House Democrats introduced a new article of impeachment against President Donald Trump in the wake of his incitement of the violent, deadly insurrection against the U.S. Capitol on January 6. Unlike in December 2019 — when Trump was officially impeached by the Dem-led House, but later acquitted by the GOP-led Senate — there is only a single article of impeachment this time around, and it’s for “Incitement of Insurrection.”
Citing the 14th Amendment’s provision that anyone engaged in insurrection against the United States be barred from holding future office, the article of impeachment says Trump engaged in “high Crimes and Misdemeanors by inciting violence against the Government of the United States.”
The article lays out the case, arguing Trump “repeatedly issued false statements asserting that the Presidential election results were the product of widespread fraud and should not be accepted by the American people.” It specifically mentions Trump’s speech at the “Save America” rally on January 6 outside the White House, when Trump entreated his forces to march on the Capitol.
“[At the rally], he reiterated false claims that ‘we won this election, and we won it by a landslide,’” the article reads. “He also willfully made statements that, in context, encouraged — and foreseeably resulted in — lawless action at the Capitol, such as: ‘if you don’t fight like hell, you’re not going to have a country anymore.’”
After reviewing more of Trump’s conduct around the election — including his attempt to pressure the Georgia secretary of state into overturning election results — the article says Trump “threatened the integrity of the democratic system, interfered with the peaceful transition of power, and imperiled a coequal branch of government.”
“Donald John Trump, by such conduct, has demonstrated that he will remain a threat to national security, democracy, and the Constitution if allowed to remain in office, and has acted in a manner grossly incompatible with self-governance and the rule of law,” the article of impeachment concludes. “Donald John Trump thus warrants impeachment and trial, removal from office, and disqualification to hold and enjoy any office of honor, trust, or profit under the United States.”
The article was authored by Representatives David Cicilline (D-RI), Ted Lieu (D-CA), and Jamie Raskin (D-MD). Cicilline wrote for the New York Times a piece published earlier on Monday that the motivation behind their move is to answer an attempted coup after Trump has failed to resign and Vice President Mike Pence has not invoked the 25th Amendment, as many Democrats demanded.
Trump is scheduled to leave office when President-elect Joe Biden is inaugurated on January 20. The House, already controlled by Democrats, could rapidly move to officially impeach Trump. As House Majority Whip James Clyburn (D-SC) said over the weekend, a vote could come Tuesday or Thursday.
But impeachment only prompts a trial in the Senate and the timeline for that is less clear. As the Washington Post reported Friday, a memo from current Senate Majority Leader Mitch McConnell laid out that the Senate is not currently scheduled to reconvene for a session that could handle impeachment business until January 19 — the day before the inauguration — unless all 100 senators consent to return earlier.

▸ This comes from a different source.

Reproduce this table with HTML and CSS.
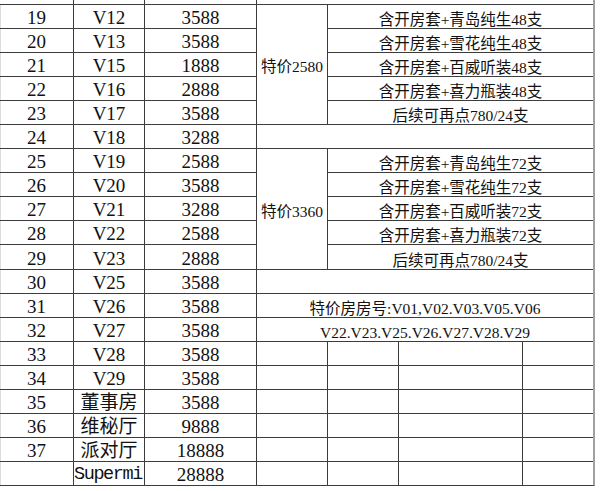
FILE: index.html
```html
<!DOCTYPE html>
<html lang="zh">
<head>
<meta charset="utf-8">
<title>房价表</title>
<link rel="stylesheet" href="styles.css">
</head>
<body>
<div class="sheet">
  <div class="grid">
    <div class="c top"></div><div class="c top"></div><div class="c top"></div><div class="c top dg"></div>

    <div class="c a">19</div><div class="c b">V12</div><div class="c n">3588</div>
    <div class="c d tall t">特价2580</div>
    <div class="c efg t">含开房套+青岛纯生48支</div>
    <div class="c a">20</div><div class="c b">V13</div><div class="c n">3588</div>
    <div class="c efg t">含开房套+雪花纯生48支</div>
    <div class="c a">21</div><div class="c b">V15</div><div class="c n">1888</div>
    <div class="c efg t">含开房套+百威听装48支</div>
    <div class="c a">22</div><div class="c b">V16</div><div class="c n">2888</div>
    <div class="c efg t">含开房套+喜力瓶装48支</div>
    <div class="c a">23</div><div class="c b">V17</div><div class="c n">3588</div>
    <div class="c efg t">后续可再点780/24支</div>

    <div class="c a">24</div><div class="c b">V18</div><div class="c n">3288</div>
    <div class="c dg t"></div>

    <div class="c a">25</div><div class="c b">V19</div><div class="c n">2588</div>
    <div class="c d tall t">特价3360</div>
    <div class="c efg t">含开房套+青岛纯生72支</div>
    <div class="c a">26</div><div class="c b">V20</div><div class="c n">3588</div>
    <div class="c efg t">含开房套+雪花纯生72支</div>
    <div class="c a">27</div><div class="c b">V21</div><div class="c n">3288</div>
    <div class="c efg t">含开房套+百威听装72支</div>
    <div class="c a">28</div><div class="c b">V22</div><div class="c n">2588</div>
    <div class="c efg t">含开房套+喜力瓶装72支</div>
    <div class="c a">29</div><div class="c b">V23</div><div class="c n">2888</div>
    <div class="c efg t">后续可再点780/24支</div>

    <div class="c a">30</div><div class="c b">V25</div><div class="c n">3588</div>
    <div class="c dg t"></div>
    <div class="c a">31</div><div class="c b">V26</div><div class="c n">3588</div>
    <div class="c dg t">特价房房号:V01,V02.V03.V05.V06</div>
    <div class="c a">32</div><div class="c b">V27</div><div class="c n">3588</div>
    <div class="c dg t">V22.V23.V25.V26.V27.V28.V29</div>

    <div class="c a">33</div><div class="c b">V28</div><div class="c n">3588</div>
    <div class="c d"></div><div class="c e"></div><div class="c f"></div><div class="c g"></div>
    <div class="c a">34</div><div class="c b">V29</div><div class="c n">3588</div>
    <div class="c d"></div><div class="c e"></div><div class="c f"></div><div class="c g"></div>
    <div class="c a">35</div><div class="c b">董事房</div><div class="c n">3588</div>
    <div class="c d"></div><div class="c e"></div><div class="c f"></div><div class="c g"></div>
    <div class="c a">36</div><div class="c b">维秘厅</div><div class="c n">9888</div>
    <div class="c d"></div><div class="c e"></div><div class="c f"></div><div class="c g"></div>
    <div class="c a">37</div><div class="c b">派对厅</div><div class="c n">18888</div>
    <div class="c d"></div><div class="c e"></div><div class="c f"></div><div class="c g"></div>
    <div class="c a"></div><div class="c b mono">Supermi</div><div class="c n">28888</div>
    <div class="c d"></div><div class="c e"></div><div class="c f"></div><div class="c g"></div>
  </div>
</div>
</body>
</html>
```

FILE: styles.css
```css
html, body {
  margin: 0;
  padding: 0;
  background: #ffffff;
}

body {
  width: 600px;
  height: 491px;
  overflow: hidden;
}

.sheet {
  display: flex;
  align-items: flex-start;
}

.grid {
  display: grid;
  grid-template-columns: 73px 70px 111px 70px 70px 123px 70px;
  grid-template-rows: 4px repeat(10, 23px) 24px repeat(9, 23px);
  gap: 1px;
  background: #3c3c3c;
  border-bottom: 1px solid #3c3c3c;
  border-right: 2px solid #a0a0a0;
}

.c {
  background: #ffffff;
  display: flex;
  align-items: flex-end;
  justify-content: center;
  overflow: hidden;
  white-space: nowrap;
  font-family: "Liberation Serif", "Noto Sans CJK SC", serif;
  font-size: 19px;
  line-height: 20px;
  color: #111111;
}

.a { grid-column: 1; box-shadow: inset 1px 0 0 #dcdcdc; }
.b { grid-column: 2; }
.n { grid-column: 3; }
.d { grid-column: 4; }
.e { grid-column: 5; }
.f { grid-column: 6; }
.g { grid-column: 7; }
.efg { grid-column: 5 / 8; }
.dg { grid-column: 4 / 8; }

.t {
  font-size: 15.5px;
  line-height: 17px;
}

.tall {
  grid-row: span 5;
  align-items: center;
  padding-top: 4px;
}

.mono {
  justify-content: flex-start;
  font-family: "Liberation Mono", monospace;
  font-size: 18.5px;
  letter-spacing: -1.4px;
}
```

That means Trump’s impeachment could not be finalized until after Biden takes office, potentially even after the swearing-in of two new Democratic senators from Georgia who will shift the balance of power in the Senate.
Clyburn also said this weekend that House Dems may wait until Biden’s first 100 days in office are over to send the case to the Senate in order to make space for the incoming administration to tackle COVID-19 relief and get its nominees confirmed.